Des regroupements insuffisants
Au total, le mouvement de concentration en est toujours à ses balbutiements. Une cinquantaine d’études réunit à Paris 110 commissaires-priseurs – des regroupements encore insuffisants pour faire face aux très importants moyens, financiers et humains, déployés par les maisons anglo-saxonnes. La Compagne des commissaires-priseurs de Paris semble, en outre, connaître quelques difficultés à réunir sous sa bannière des commissaires-priseurs qui manifestent de plus en plus leur volonté d’indépendance. Les critiques sur l’organisation et la tenue de l’hôtel des ventes se multiplient. Il est vrai que les lieux font pâle figure, comparé au luxe des infrastructures dont dispose notamment Sotheby’s avec la galerie Charpentier. Avec ses 16 salles réparties sur trois étages, Drouot Richelieu constitue sans doute un outil unique du fait de sa taille (10 000 m2, le plus grand espace au monde consacré à des ventes aux enchères d’œuvres d’art) et de la qualité et de l’importance de sa clientèle : 6 000 visiteurs fréquentent les lieux quotidiennement. Mais la mauvaise tenue de l’hôtel des ventes – moquettes sales et trouées, salles mal éclairées, objets souvent cassés, personnel peu motivé – témoigne de la difficulté à gérer une structure (une société civile immobilière) dont les parts sont détenues par une cinquantaine de charges disposant chacune d’un nombre égal d’actions. Comment améliorer le fonctionnement d’une société dans laquelle une minorité d’associés a la possibilité de freiner toute réforme ? “Nous avons chacun une vision distincte des choses, s’enflamme Jacques Tajan. Le problème de Drouot, c’est qu’il n’y a pas de véritable responsable. Quand on vote à cent, il est difficile de dégager une majorité. Il n’y a pas de discussion possible”.

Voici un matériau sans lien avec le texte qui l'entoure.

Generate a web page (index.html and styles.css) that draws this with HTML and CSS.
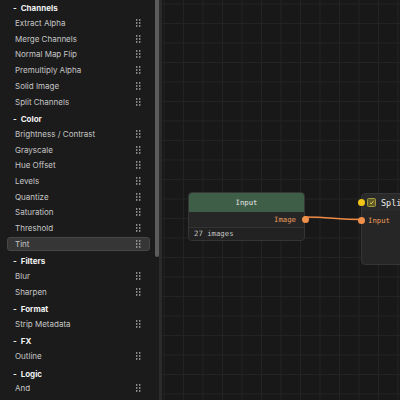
FILE: index.html
```html
<!DOCTYPE html>
<html>
<head>
<meta charset="utf-8">
<link rel="stylesheet" href="styles.css">
</head>
<body>
<aside class="sidebar">
  <div class="list">
    <section class="group first">
      <div class="head"><span class="minus">-</span>Channels</div>
      <div class="item"><span>Extract Alpha</span><svg class="grip" viewBox="0 0 5 8"><rect x="0" y="0" width="1.5" height="1.5"/><rect x="3.2" y="0" width="1.5" height="1.5"/><rect x="0" y="3.2" width="1.5" height="1.5"/><rect x="3.2" y="3.2" width="1.5" height="1.5"/><rect x="0" y="6.4" width="1.5" height="1.5"/><rect x="3.2" y="6.4" width="1.5" height="1.5"/></svg></div>
      <div class="item"><span>Merge Channels</span><svg class="grip" viewBox="0 0 5 8"><rect x="0" y="0" width="1.5" height="1.5"/><rect x="3.2" y="0" width="1.5" height="1.5"/><rect x="0" y="3.2" width="1.5" height="1.5"/><rect x="3.2" y="3.2" width="1.5" height="1.5"/><rect x="0" y="6.4" width="1.5" height="1.5"/><rect x="3.2" y="6.4" width="1.5" height="1.5"/></svg></div>
      <div class="item"><span>Normal Map Flip</span><svg class="grip" viewBox="0 0 5 8"><rect x="0" y="0" width="1.5" height="1.5"/><rect x="3.2" y="0" width="1.5" height="1.5"/><rect x="0" y="3.2" width="1.5" height="1.5"/><rect x="3.2" y="3.2" width="1.5" height="1.5"/><rect x="0" y="6.4" width="1.5" height="1.5"/><rect x="3.2" y="6.4" width="1.5" height="1.5"/></svg></div>
      <div class="item"><span>Premultiply Alpha</span><svg class="grip" viewBox="0 0 5 8"><rect x="0" y="0" width="1.5" height="1.5"/><rect x="3.2" y="0" width="1.5" height="1.5"/><rect x="0" y="3.2" width="1.5" height="1.5"/><rect x="3.2" y="3.2" width="1.5" height="1.5"/><rect x="0" y="6.4" width="1.5" height="1.5"/><rect x="3.2" y="6.4" width="1.5" height="1.5"/></svg></div>
      <div class="item"><span>Solid Image</span><svg class="grip" viewBox="0 0 5 8"><rect x="0" y="0" width="1.5" height="1.5"/><rect x="3.2" y="0" width="1.5" height="1.5"/><rect x="0" y="3.2" width="1.5" height="1.5"/><rect x="3.2" y="3.2" width="1.5" height="1.5"/><rect x="0" y="6.4" width="1.5" height="1.5"/><rect x="3.2" y="6.4" width="1.5" height="1.5"/></svg></div>
      <div class="item"><span>Split Channels</span><svg class="grip" viewBox="0 0 5 8"><rect x="0" y="0" width="1.5" height="1.5"/><rect x="3.2" y="0" width="1.5" height="1.5"/><rect x="0" y="3.2" width="1.5" height="1.5"/><rect x="3.2" y="3.2" width="1.5" height="1.5"/><rect x="0" y="6.4" width="1.5" height="1.5"/><rect x="3.2" y="6.4" width="1.5" height="1.5"/></svg></div>
    </section>
    <section class="group">
      <div class="head"><span class="minus">-</span>Color</div>
      <div class="item"><span>Brightness / Contrast</span><svg class="grip" viewBox="0 0 5 8"><rect x="0" y="0" width="1.5" height="1.5"/><rect x="3.2" y="0" width="1.5" height="1.5"/><rect x="0" y="3.2" width="1.5" height="1.5"/><rect x="3.2" y="3.2" width="1.5" height="1.5"/><rect x="0" y="6.4" width="1.5" height="1.5"/><rect x="3.2" y="6.4" width="1.5" height="1.5"/></svg></div>
      <div class="item"><span>Grayscale</span><svg class="grip" viewBox="0 0 5 8"><rect x="0" y="0" width="1.5" height="1.5"/><rect x="3.2" y="0" width="1.5" height="1.5"/><rect x="0" y="3.2" width="1.5" height="1.5"/><rect x="3.2" y="3.2" width="1.5" height="1.5"/><rect x="0" y="6.4" width="1.5" height="1.5"/><rect x="3.2" y="6.4" width="1.5" height="1.5"/></svg></div>
      <div class="item"><span>Hue Offset</span><svg class="grip" viewBox="0 0 5 8"><rect x="0" y="0" width="1.5" height="1.5"/><rect x="3.2" y="0" width="1.5" height="1.5"/><rect x="0" y="3.2" width="1.5" height="1.5"/><rect x="3.2" y="3.2" width="1.5" height="1.5"/><rect x="0" y="6.4" width="1.5" height="1.5"/><rect x="3.2" y="6.4" width="1.5" height="1.5"/></svg></div>
      <div class="item"><span>Levels</span><svg class="grip" viewBox="0 0 5 8"><rect x="0" y="0" width="1.5" height="1.5"/><rect x="3.2" y="0" width="1.5" height="1.5"/><rect x="0" y="3.2" width="1.5" height="1.5"/><rect x="3.2" y="3.2" width="1.5" height="1.5"/><rect x="0" y="6.4" width="1.5" height="1.5"/><rect x="3.2" y="6.4" width="1.5" height="1.5"/></svg></div>
      <div class="item"><span>Quantize</span><svg class="grip" viewBox="0 0 5 8"><rect x="0" y="0" width="1.5" height="1.5"/><rect x="3.2" y="0" width="1.5" height="1.5"/><rect x="0" y="3.2" width="1.5" height="1.5"/><rect x="3.2" y="3.2" width="1.5" height="1.5"/><rect x="0" y="6.4" width="1.5" height="1.5"/><rect x="3.2" y="6.4" width="1.5" height="1.5"/></svg></div>
      <div class="item"><span>Saturation</span><svg class="grip" viewBox="0 0 5 8"><rect x="0" y="0" width="1.5" height="1.5"/><rect x="3.2" y="0" width="1.5" height="1.5"/><rect x="0" y="3.2" width="1.5" height="1.5"/><rect x="3.2" y="3.2" width="1.5" height="1.5"/><rect x="0" y="6.4" width="1.5" height="1.5"/><rect x="3.2" y="6.4" width="1.5" height="1.5"/></svg></div>
      <div class="item"><span>Threshold</span><svg class="grip" viewBox="0 0 5 8"><rect x="0" y="0" width="1.5" height="1.5"/><rect x="3.2" y="0" width="1.5" height="1.5"/><rect x="0" y="3.2" width="1.5" height="1.5"/><rect x="3.2" y="3.2" width="1.5" height="1.5"/><rect x="0" y="6.4" width="1.5" height="1.5"/><rect x="3.2" y="6.4" width="1.5" height="1.5"/></svg></div>
      <div class="item active"><span>Tint</span><svg class="grip" viewBox="0 0 5 8"><rect x="0" y="0" width="1.5" height="1.5"/><rect x="3.2" y="0" width="1.5" height="1.5"/><rect x="0" y="3.2" width="1.5" height="1.5"/><rect x="3.2" y="3.2" width="1.5" height="1.5"/><rect x="0" y="6.4" width="1.5" height="1.5"/><rect x="3.2" y="6.4" width="1.5" height="1.5"/></svg></div>
    </section>
    <section class="group">
      <div class="head"><span class="minus">-</span>Filters</div>
      <div class="item"><span>Blur</span><svg class="grip" viewBox="0 0 5 8"><rect x="0" y="0" width="1.5" height="1.5"/><rect x="3.2" y="0" width="1.5" height="1.5"/><rect x="0" y="3.2" width="1.5" height="1.5"/><rect x="3.2" y="3.2" width="1.5" height="1.5"/><rect x="0" y="6.4" width="1.5" height="1.5"/><rect x="3.2" y="6.4" width="1.5" height="1.5"/></svg></div>
      <div class="item"><span>Sharpen</span><svg class="grip" viewBox="0 0 5 8"><rect x="0" y="0" width="1.5" height="1.5"/><rect x="3.2" y="0" width="1.5" height="1.5"/><rect x="0" y="3.2" width="1.5" height="1.5"/><rect x="3.2" y="3.2" width="1.5" height="1.5"/><rect x="0" y="6.4" width="1.5" height="1.5"/><rect x="3.2" y="6.4" width="1.5" height="1.5"/></svg></div>
    </section>
    <section class="group">
      <div class="head"><span class="minus">-</span>Format</div>
      <div class="item"><span>Strip Metadata</span><svg class="grip" viewBox="0 0 5 8"><rect x="0" y="0" width="1.5" height="1.5"/><rect x="3.2" y="0" width="1.5" height="1.5"/><rect x="0" y="3.2" width="1.5" height="1.5"/><rect x="3.2" y="3.2" width="1.5" height="1.5"/><rect x="0" y="6.4" width="1.5" height="1.5"/><rect x="3.2" y="6.4" width="1.5" height="1.5"/></svg></div>
    </section>
    <section class="group">
      <div class="head"><span class="minus">-</span>FX</div>
      <div class="item"><span>Outline</span><svg class="grip" viewBox="0 0 5 8"><rect x="0" y="0" width="1.5" height="1.5"/><rect x="3.2" y="0" width="1.5" height="1.5"/><rect x="0" y="3.2" width="1.5" height="1.5"/><rect x="3.2" y="3.2" width="1.5" height="1.5"/><rect x="0" y="6.4" width="1.5" height="1.5"/><rect x="3.2" y="6.4" width="1.5" height="1.5"/></svg></div>
    </section>
    <section class="group">
      <div class="head"><span class="minus">-</span>Logic</div>
      <div class="item"><span>And</span><svg class="grip" viewBox="0 0 5 8"><rect x="0" y="0" width="1.5" height="1.5"/><rect x="3.2" y="0" width="1.5" height="1.5"/><rect x="0" y="3.2" width="1.5" height="1.5"/><rect x="3.2" y="3.2" width="1.5" height="1.5"/><rect x="0" y="6.4" width="1.5" height="1.5"/><rect x="3.2" y="6.4" width="1.5" height="1.5"/></svg></div>
    </section>
  </div>
  <div class="track"><div class="thumb"></div></div>
</aside>
<main class="canvas">
  <svg class="wires" width="238" height="400" viewBox="162 0 238 400">
    <path d="M304 217 C 332 217, 334 219.5, 362 219.5" fill="none" stroke="#ef8a45" stroke-width="1.6"/>
  </svg>
  <div class="node node-input">
    <div class="node-head">Input</div>
    <div class="node-body out-row"><span class="port-label">Image</span><span class="port port-out"></span></div>
    <div class="node-foot">27 images</div>
  </div>
  <div class="node node-split">
    <div class="split-head"><span class="dot-yellow"></span><span class="check"><svg viewBox="0 0 9 9" width="9" height="9"><path d="M2.3 4.8 L3.8 6.2 L6.7 2.8" fill="none" stroke="#f0d34a" stroke-width="1.1"/></svg></span><span class="split-title">Split Channels</span></div>
    <div class="in-row"><span class="port port-in"></span><span class="port-label">Input</span></div>
  </div>
</main>
</body>
</html>
```

FILE: styles.css
```css
* { box-sizing: border-box; }
html, body { margin: 0; padding: 0; }
body {
  width: 400px;
  height: 400px;
  overflow: hidden;
  display: flex;
  background: #181818;
  font-family: Inter, "Noto Sans", sans-serif;
}
.sidebar {
  width: 162px;
  height: 400px;
  flex: none;
  display: flex;
  background: #1b1b1b;
  border-right: 3px solid #2b2b2b;
}
.list {
  width: 155px;
  padding-top: 1.3px;
  display: flex;
  flex-direction: column;
}
.group {
  display: flex;
  flex-direction: column;
  margin-top: 1.8px;
}
.group.first { margin-top: 0; }
.head {
  height: 14px;
  line-height: 14px;
  margin-bottom: 0.8px;
  padding-left: 13px;
  font-size: 8px;
  font-weight: 700;
  color: #f2f2f2;
  display: flex;
}
.minus {
  width: 7.7px;
}
.item {
  height: 14px;
  margin: 0 5px 1.7px 7px;
  padding: 0 8.5px 0 8px;
  display: flex;
  align-items: center;
  justify-content: space-between;
  font-size: 8px;
  color: #c6c6c6;
  border: 1px solid transparent;
  border-radius: 3px;
  padding-left: 7px;
}
.item.active {
  background: #363636;
  border-color: #474747;
}
.grip {
  width: 4.7px;
  height: 8px;
  fill: #b4b4b4;
}
.track {
  width: 4px;
}
.thumb {
  width: 4px;
  height: 257px;
  background: #5c5c5c;
  border-radius: 0 0 2px 2px;
}
.canvas {
  flex: 1;
  position: relative;
  height: 400px;
  background-color: #181818;
  background-image:
    linear-gradient(to right, #232323 1px, transparent 1px),
    linear-gradient(to bottom, #232323 1px, transparent 1px);
  background-size: 19.5px 19.5px;
  background-position: 1.5px 3.5px;
  overflow: hidden;
}
.wires {
  position: absolute;
  left: 0;
  top: 0;
  z-index: 2;
}
.node {
  position: absolute;
  background: #262626;
  border: 1px solid #353535;
  border-radius: 4px;
  font-family: "DejaVu Sans Mono", "Liberation Mono", monospace;
  font-size: 7.3px;
  display: flex;
  flex-direction: column;
}
.node-input {
  left: 26px;
  top: 192px;
  width: 117px;
  height: 49px;
}
.node-head {
  height: 18.5px;
  background: #3f5e48;
  color: #e6e6e6;
  display: flex;
  align-items: center;
  justify-content: center;
  border-radius: 3px 3px 0 0;
}
.out-row {
  height: 16px;
  display: flex;
  align-items: center;
  justify-content: flex-end;
  position: relative;
  border-bottom: 1px solid #333;
  padding-right: 8px;
}
.port-label {
  color: #eb9a5c;
}
.port {
  position: absolute;
  width: 7px;
  height: 7px;
  border-radius: 50%;
  background: #f0904a;
  z-index: 3;
}
.port-out {
  right: -4.5px;
  top: 4.5px;
}
.node-foot {
  flex: 1;
  background: #222222;
  color: #c4c4c4;
  display: flex;
  align-items: center;
  padding-left: 5px;
  border-radius: 0 0 3px 3px;
}
.node-split {
  left: 199px;
  top: 193px;
  width: 110px;
  height: 72px;
  background: #262626;
}
.split-head {
  height: 17px;
  display: flex;
  align-items: center;
  position: relative;
  padding-left: 4.5px;
  background: #2a2a2a;
  border-radius: 3px 3px 0 0;
}
.dot-yellow {
  position: absolute;
  left: -4.5px;
  top: 5px;
  width: 7px;
  height: 7px;
  border-radius: 50%;
  background: #f2c518;
}
.check {
  width: 9.5px;
  height: 9.5px;
  background: #5e5a2a;
  border: 1px solid #a39a3c;
  border-radius: 1.5px;
  display: flex;
  align-items: center;
  justify-content: center;
}
.check svg { display: block; }
.split-title {
  margin-left: 5px;
  font-size: 8.5px;
  color: #ececec;
  white-space: nowrap;
}
.in-row {
  height: 18px;
  display: flex;
  align-items: center;
  position: relative;
  padding-left: 6px;
}
.port-in {
  left: -4.5px;
  top: 5.5px;
}
```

Au moment où plusieurs commissaires-priseurs s’apprêtent à quitter le navire, des interrogations naissent sur l’avenir de Drouot. Dans le sillage de Jacques Tajan qui, depuis l’hiver 1997, organise ses vacations de prestige dans son hôtel des ventes de la rue des Mathurins, deux autres études ont décidé de prendre leur indépendance pour s’installer dans leurs meubles. Ainsi, Hervé Poulain et Rémy Le Fur ouvriront en septembre 1999 une nouvelle maison de vente, baptisée Expertie’s, qui s’installera dans l’extension du Palais des Congrès actuellement en construction. Leur hôtel des ventes pourra accueillir une centaine de vacations et comprendra deux salles permanentes modulables permettant de monter des expositions et des ventes. La gestion d’un tel espace (1 400 m2) nécessitant des moyens importants, il est probable que l’étude Poulain, Le Fur s’associera avec d’autres commissaires-priseurs qui quitteront également le navire amiral de Drouot.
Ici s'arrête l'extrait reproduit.